Posts Tagged ‘AES’

It is all about key management

January 7th, 2010

I’ve written in the past about how when encryption fails, key management is usually to blame. You may have seen the news that SySS has figured out how to simultaneously crack open FIPS 140-2 level 2 USB drives from Kinston, SanDisk and Verbatim. If you have not heard about this yet, read on. The crack would be comical if it was not so scary easy.

All the USB drives in question use 256 bit AES to secure the partition. They also use hardware to perform the encryption process. The flaw is in the front end software that performs the authentication. SySS found that when a successful password was entered, a numeric string was sent to the drive to encrypt/decrypt the data. So far, so good. The flaw is that the exact same numeric string is used by all the drives, regardless of password.  In other words, it appears that the same key is always being used to protect every single drive. Create a little software magic to send that string to any of the above mentioned drives, and you will gain access to the data. No knowledge of the password is required, nor is brute forcing. Just send the magick string and “POOF!” the drive is open.
This reminds me of the hack a European group found with a military grade USB drive a few years back. What they figured out is that a successful password triggered a specific pin combination. Trigger the pin with a battery and you have access to the drive.
Of course this creates big problems for the end user community. The marketing material on the drives looks good. They are using the right algorithm, meeting the right NIST spec, and yet the drives are just short of useless. How do you know which drives are actually safe? For me, it goes back to a comment an old mentor once made to me, “bleeding edge and cryptography don’t mix”. Guess the only way to know for sure is to let others vet it for a few years first.

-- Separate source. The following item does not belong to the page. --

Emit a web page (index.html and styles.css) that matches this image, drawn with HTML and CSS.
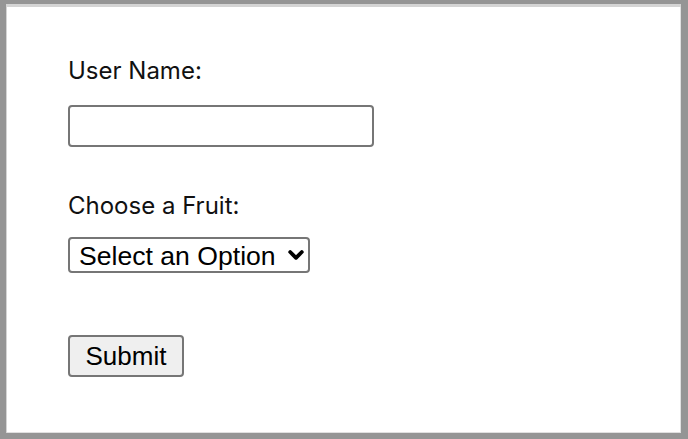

AES is becoming very close to broken

July 30th, 2009

In earlier posts I discussed what’s wrong with WPA and why its always a bad idea to base a standard around a single method of encryption, even AES. Bruce Schneier posted to his blog today regarding a new attack against AES. In short, the paper he references identifies how to dramatically reduce the number of guesses required to retrieve a key. While its not practical today for a basement hack to perform the attack, its still nasty stuff.

The attack in question is what is referred to as a related key attack. This requires the attacker to have some level of knowledge of the plain text secured by multiple related keys. In other words, we need to already know a bit of what is being protected and where to look for it.

This is a serious problem when you are talking about VPNs or wireless, because we are using it to secure IP traffic. IP uses some pretty consistent values:

  • Byte 0 contains the IP version (usually 4) and the size of the IP header (usually 20 bytes)
  • Byte 1 contains the type of service field (usually not used so set to 0)
  • Bytes 2 & 3 contain the total length field (a consistent value for traffic like ARP packets if you know the OS)
  • Byte 8 contains the TTL (a consistent value on a per OS basis)
  • Bytes 12-15 contain the source IP address (a consistent value for each specific system)

And that’s just the IP header…

So when we protect traffic on the wire, related key attacks can be particularly evil because there are many repetitive values to work with.

So what should you do? I’ll fall back on the same advice I gave in those earlier posts I referenced above. Make sure you have more options than just a single encryption algorithm, just in case things get a whole lot worse.